Zeus, and you other immortals, grant that this boy, who is my son,
may be as I am, pre-eminent among the Trojans,
great in strength, as am I, and rule strongly over Ilion;
and some day let them say of him: “He is better by far than his father,”
as he comes in from the fighting; and let him kill his enemy
and bring home the blooded spoils, and delight the heart of his mother.

If Hector’s family and all of Troy are to perish, the Asyanax will not live to become greater by far than his father. But, at least for a moment, Hector has banished that thought from his mind.

My professor father was a self-described determinist who said he didn’t believe in free will. And he was a pessimistic determinist at that, believing that the world was inexorably moving toward a climate and overconsumption apocalypse, regardless of what individuals did in trying to prevent it.

Yet, at the same time, he behaved as though he could have some impact on the future. He was a passionate advocate for social justice and worked closely with the local NAACP and with Highland Folk School to desegregate Franklin County schools. Early on he angered various Sewanee administrators as he fought to desegregate the University of the South. He advocated hard for enrolling women students (Sewanee used to be a men’s college) and for protecting LGBTQ rights. An ardent environmentalist, he also made sure that the college would be a wise steward of the 10,000 acres that comprise its domain. His advocacy in these areas sometimes took the form of committee work, sometimes of marching, sometimes of writing advocacy poetry.

I used to point out the contradiction while, at the same time, noting that it was impossible to argue with a determinist. After all, every bad thing that happens confirms that view of the world. Riffing off a Borges line, I said that the philosophy of determinism is irrefutable and therefore unconvincing. How, I would ask my father, can you believe one way and act another?

One could ask the same thing of Hector, who drops his rational assessment of the situation when he is holding his son in his arms. At that point, he has to believe in a future. The heart wars with the brain and, for a moment, the heart wins.

Rather than critiquing my father for his inconsistency, I wish I had instead examined the reasons for it. As I think about it, my father’s fatalistic determinism probably arose out of his experiences in World War II.  A graduate professor once told me that, if you want to understand an author—or anyone, for that matter—look at what was going on in the world when he/she was 21, and at 21 and 22 my father was witnessing some of the horrors of World War II. For instance, he arrived in Munich shortly after the Allies freed the Dachau concentration camp, and one of his jobs would be taking Germans on tours of the camp to show them what their country had done (and to prove to them that it wasn’t American propaganda).

He received another shock when America dropped the atom bombs on Hiroshima and Nagasaki. My father’s idealism took a hit along with Japan as the Germans in his tours began telling him, “So you’re as bad as we are.” He took the criticism to heart.

So you can see where my father got his fatalism. Having been a close-up witness to some of the world’s great horrors, he must have believed the world is in the grip of an implacable disaster machine.

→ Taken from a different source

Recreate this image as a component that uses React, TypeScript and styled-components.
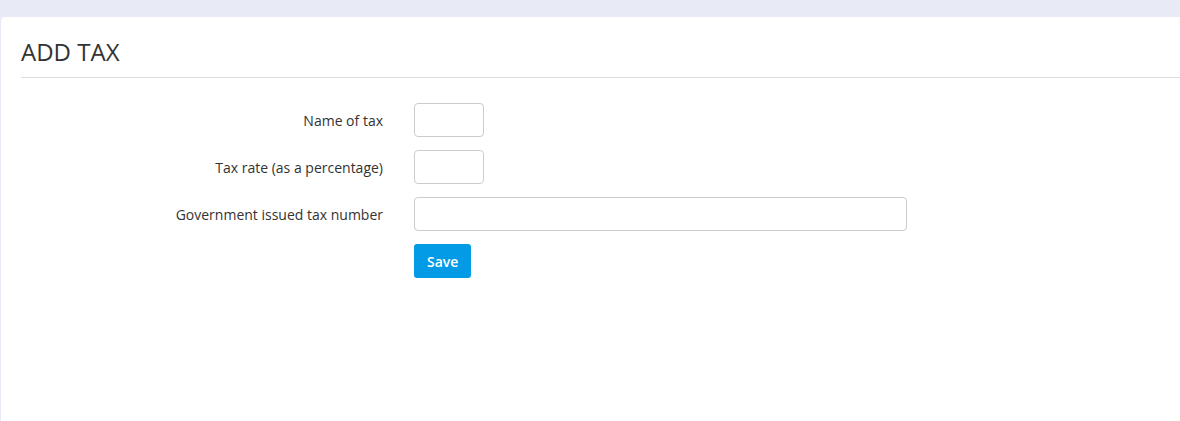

But if we’re going to hell in a handbasket, then that also gives us a certain amount of freedom. If, in the long run, it doesn’t matter what you do, then you might as well do things you believe in. Why not fight for peace and justice? At least you’ll be able to live with yourself. I think my father used his fatalism to hold the horrors at a distance–it was a version of Kurt Vonnegut’s “So it goes” in Slaughterhouse Five–while doing what he could in his own small way

Likewise, I believe Hector could not go on if he succumbed to fatalism. He is ready to fight for his son’s future, even if it’s not clear his son has one. My father, despite being a fatalist, was certainly fighting for ours.